[Some records]
#####

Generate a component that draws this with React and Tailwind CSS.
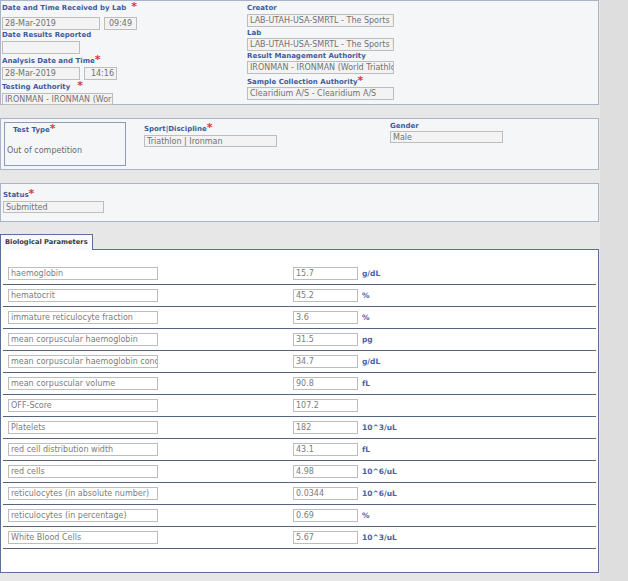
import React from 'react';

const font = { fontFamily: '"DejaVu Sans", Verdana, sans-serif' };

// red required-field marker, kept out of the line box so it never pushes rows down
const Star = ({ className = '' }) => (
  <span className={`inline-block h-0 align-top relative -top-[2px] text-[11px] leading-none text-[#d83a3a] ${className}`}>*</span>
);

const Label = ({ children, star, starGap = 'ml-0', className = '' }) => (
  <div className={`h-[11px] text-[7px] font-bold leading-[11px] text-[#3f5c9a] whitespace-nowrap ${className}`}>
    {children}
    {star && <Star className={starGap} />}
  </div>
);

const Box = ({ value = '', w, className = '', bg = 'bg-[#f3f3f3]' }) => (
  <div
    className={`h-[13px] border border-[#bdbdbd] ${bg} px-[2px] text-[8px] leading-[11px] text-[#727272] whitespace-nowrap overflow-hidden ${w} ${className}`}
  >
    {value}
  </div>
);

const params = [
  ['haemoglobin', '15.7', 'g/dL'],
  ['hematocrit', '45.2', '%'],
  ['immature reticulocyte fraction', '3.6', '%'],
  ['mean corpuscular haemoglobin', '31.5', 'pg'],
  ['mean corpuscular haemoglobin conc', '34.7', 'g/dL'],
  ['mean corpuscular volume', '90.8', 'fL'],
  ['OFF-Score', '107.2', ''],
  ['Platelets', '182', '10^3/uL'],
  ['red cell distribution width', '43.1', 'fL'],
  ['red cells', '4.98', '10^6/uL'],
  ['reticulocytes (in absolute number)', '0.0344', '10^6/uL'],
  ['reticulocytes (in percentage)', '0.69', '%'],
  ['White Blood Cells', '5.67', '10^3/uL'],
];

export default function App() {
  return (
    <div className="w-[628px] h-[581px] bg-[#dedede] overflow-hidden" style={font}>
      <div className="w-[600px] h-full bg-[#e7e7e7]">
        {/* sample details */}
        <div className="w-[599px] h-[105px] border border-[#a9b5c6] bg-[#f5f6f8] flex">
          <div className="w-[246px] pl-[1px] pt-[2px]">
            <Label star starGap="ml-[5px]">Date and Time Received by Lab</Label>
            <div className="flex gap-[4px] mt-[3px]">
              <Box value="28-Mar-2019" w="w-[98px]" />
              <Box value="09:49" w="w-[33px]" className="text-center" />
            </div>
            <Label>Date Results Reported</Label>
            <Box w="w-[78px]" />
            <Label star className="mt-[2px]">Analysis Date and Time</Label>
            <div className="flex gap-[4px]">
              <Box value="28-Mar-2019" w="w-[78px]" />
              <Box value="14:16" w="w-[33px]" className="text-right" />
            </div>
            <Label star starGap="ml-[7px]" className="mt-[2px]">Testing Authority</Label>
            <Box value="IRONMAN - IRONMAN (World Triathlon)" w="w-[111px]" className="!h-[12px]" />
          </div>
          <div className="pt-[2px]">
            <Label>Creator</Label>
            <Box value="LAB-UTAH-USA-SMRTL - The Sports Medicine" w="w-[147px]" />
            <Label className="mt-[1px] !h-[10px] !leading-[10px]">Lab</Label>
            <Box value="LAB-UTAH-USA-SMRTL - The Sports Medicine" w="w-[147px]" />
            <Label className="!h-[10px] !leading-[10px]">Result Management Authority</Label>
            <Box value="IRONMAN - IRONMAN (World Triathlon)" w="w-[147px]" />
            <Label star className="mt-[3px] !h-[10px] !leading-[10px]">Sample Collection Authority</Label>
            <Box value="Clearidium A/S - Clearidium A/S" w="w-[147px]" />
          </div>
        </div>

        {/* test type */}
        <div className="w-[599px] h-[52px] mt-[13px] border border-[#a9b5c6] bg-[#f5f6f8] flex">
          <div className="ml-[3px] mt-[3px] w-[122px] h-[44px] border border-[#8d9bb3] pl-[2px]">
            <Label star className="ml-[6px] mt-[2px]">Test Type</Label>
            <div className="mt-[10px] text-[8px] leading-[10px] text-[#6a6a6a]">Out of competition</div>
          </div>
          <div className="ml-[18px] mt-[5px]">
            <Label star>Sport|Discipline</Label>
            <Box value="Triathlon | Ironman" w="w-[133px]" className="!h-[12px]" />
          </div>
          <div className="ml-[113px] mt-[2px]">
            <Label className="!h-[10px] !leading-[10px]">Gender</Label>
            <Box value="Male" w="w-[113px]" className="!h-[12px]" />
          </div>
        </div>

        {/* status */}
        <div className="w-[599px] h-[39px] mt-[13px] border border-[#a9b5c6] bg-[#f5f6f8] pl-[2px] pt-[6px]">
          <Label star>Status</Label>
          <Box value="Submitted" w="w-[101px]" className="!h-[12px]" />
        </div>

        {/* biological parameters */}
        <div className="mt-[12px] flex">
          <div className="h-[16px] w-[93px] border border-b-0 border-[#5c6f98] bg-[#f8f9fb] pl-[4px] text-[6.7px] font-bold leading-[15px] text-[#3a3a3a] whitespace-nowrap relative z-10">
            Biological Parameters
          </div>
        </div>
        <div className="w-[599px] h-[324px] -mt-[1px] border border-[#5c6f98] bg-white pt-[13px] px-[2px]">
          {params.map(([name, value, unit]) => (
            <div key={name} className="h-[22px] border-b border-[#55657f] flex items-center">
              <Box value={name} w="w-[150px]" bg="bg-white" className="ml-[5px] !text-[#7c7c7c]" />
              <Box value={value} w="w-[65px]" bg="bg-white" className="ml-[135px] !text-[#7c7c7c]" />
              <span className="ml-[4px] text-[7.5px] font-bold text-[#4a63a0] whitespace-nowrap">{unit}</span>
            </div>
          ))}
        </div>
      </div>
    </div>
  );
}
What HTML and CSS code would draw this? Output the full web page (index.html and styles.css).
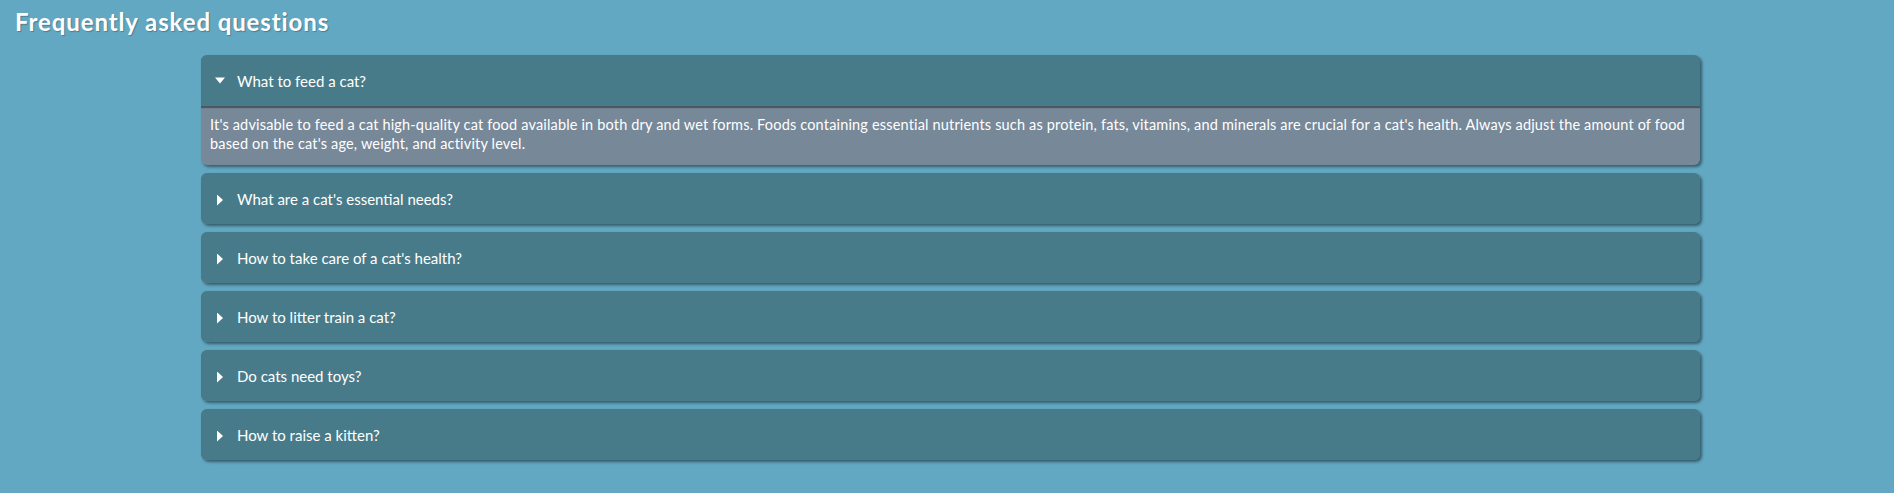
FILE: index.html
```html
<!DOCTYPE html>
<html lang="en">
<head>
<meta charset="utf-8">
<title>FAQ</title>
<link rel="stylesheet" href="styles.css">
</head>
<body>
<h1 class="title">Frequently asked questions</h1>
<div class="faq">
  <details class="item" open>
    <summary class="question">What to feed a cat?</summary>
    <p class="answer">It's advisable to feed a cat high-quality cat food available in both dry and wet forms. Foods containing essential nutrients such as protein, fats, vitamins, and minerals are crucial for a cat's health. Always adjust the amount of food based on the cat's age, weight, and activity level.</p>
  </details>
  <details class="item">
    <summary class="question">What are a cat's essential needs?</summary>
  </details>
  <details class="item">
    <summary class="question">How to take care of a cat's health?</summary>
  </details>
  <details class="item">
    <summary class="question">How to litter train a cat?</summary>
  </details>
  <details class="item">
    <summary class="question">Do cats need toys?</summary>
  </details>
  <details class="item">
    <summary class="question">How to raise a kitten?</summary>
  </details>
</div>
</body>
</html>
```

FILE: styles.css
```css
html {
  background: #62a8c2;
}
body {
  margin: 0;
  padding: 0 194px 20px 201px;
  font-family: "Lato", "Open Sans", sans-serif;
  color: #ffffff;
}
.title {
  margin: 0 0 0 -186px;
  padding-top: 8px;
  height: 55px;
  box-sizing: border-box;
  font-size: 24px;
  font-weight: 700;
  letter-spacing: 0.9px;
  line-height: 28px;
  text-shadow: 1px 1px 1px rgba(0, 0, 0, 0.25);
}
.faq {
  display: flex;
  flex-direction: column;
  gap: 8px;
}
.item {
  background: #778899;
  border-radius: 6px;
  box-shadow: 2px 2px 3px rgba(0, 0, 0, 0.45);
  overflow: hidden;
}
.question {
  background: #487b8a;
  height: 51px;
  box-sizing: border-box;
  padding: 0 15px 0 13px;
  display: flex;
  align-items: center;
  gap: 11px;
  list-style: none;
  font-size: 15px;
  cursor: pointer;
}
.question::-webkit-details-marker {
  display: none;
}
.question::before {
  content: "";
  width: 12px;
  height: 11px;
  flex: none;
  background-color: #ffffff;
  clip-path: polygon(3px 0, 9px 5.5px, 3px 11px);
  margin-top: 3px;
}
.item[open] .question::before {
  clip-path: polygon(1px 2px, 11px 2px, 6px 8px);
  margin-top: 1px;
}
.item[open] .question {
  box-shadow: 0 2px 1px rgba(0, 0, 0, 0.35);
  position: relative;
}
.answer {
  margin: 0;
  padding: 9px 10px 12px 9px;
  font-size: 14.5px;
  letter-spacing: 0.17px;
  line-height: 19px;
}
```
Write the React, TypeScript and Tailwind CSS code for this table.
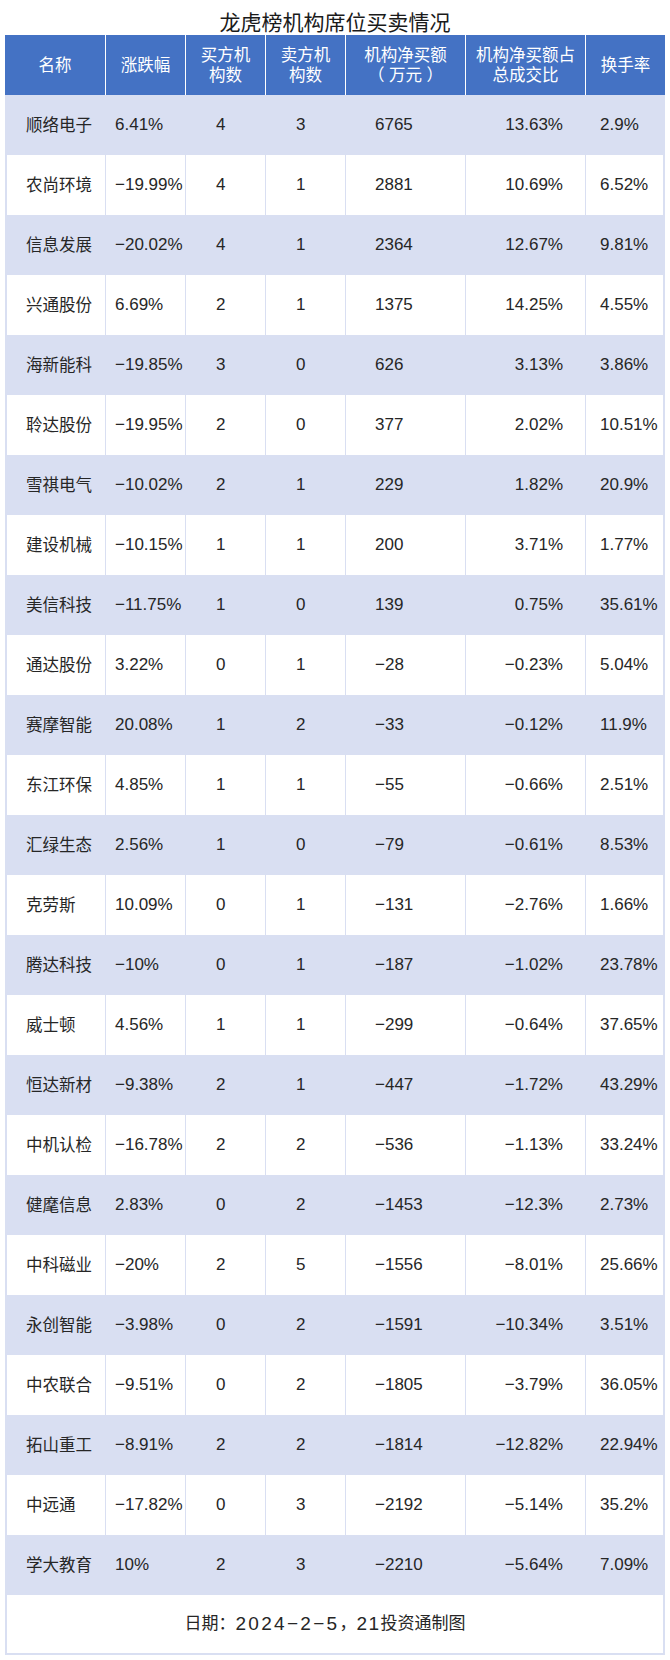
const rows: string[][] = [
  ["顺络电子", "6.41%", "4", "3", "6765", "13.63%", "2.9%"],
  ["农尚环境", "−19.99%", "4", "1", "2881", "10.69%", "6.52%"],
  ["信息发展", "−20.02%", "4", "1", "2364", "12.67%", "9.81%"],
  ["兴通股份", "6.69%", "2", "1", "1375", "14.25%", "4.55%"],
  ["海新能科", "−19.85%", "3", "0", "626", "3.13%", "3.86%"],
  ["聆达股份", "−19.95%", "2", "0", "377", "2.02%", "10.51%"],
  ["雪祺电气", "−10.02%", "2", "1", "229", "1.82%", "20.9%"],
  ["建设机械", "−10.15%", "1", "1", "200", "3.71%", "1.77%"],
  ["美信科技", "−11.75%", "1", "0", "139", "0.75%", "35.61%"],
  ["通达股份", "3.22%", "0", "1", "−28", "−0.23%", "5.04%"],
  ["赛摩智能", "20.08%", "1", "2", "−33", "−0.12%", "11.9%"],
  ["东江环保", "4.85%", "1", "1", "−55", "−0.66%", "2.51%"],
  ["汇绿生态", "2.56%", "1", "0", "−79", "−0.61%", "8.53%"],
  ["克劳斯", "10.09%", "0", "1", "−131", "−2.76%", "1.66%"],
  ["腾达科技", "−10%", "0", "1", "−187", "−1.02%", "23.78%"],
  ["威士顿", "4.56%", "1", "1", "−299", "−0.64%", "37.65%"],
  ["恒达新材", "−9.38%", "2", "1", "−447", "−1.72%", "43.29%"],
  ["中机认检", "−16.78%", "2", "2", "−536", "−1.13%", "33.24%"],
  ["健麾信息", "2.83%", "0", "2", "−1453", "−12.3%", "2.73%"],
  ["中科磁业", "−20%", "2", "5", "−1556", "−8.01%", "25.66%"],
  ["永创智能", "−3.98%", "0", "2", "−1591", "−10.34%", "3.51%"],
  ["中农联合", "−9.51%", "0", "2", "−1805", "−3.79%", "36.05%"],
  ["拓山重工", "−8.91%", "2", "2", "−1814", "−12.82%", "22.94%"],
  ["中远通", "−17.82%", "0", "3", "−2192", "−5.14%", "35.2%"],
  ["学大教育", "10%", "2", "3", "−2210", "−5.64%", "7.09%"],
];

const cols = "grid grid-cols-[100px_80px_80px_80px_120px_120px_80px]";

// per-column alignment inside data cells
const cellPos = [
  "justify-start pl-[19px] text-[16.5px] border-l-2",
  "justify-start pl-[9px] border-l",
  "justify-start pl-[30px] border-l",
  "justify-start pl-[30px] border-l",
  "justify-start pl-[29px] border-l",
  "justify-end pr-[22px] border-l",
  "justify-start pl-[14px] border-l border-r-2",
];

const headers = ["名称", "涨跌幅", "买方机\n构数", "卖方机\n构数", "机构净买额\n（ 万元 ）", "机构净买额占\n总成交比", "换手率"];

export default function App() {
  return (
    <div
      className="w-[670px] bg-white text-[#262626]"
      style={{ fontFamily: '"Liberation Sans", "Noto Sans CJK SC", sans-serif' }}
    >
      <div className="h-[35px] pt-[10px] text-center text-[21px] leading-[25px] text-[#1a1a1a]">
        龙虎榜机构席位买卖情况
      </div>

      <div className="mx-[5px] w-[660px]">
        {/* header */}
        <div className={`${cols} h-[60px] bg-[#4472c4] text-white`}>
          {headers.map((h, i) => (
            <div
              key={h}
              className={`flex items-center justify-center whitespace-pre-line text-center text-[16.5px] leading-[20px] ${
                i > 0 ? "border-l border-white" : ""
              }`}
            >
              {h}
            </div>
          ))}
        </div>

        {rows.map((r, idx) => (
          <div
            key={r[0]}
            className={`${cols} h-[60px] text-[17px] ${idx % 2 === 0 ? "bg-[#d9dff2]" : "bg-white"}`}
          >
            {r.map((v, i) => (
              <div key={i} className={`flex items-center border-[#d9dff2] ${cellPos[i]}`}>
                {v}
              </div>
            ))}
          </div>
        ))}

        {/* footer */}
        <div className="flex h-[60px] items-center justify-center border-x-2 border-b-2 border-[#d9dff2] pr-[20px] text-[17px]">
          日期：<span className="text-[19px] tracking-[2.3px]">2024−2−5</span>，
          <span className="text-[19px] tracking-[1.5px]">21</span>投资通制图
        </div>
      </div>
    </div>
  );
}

#####

Goal -
Filter the entries and copy out every line with the word "index".

Written reply -
What HTML and CSS code would draw this? Output the full web page (index.html and styles.css).
FILE: index.html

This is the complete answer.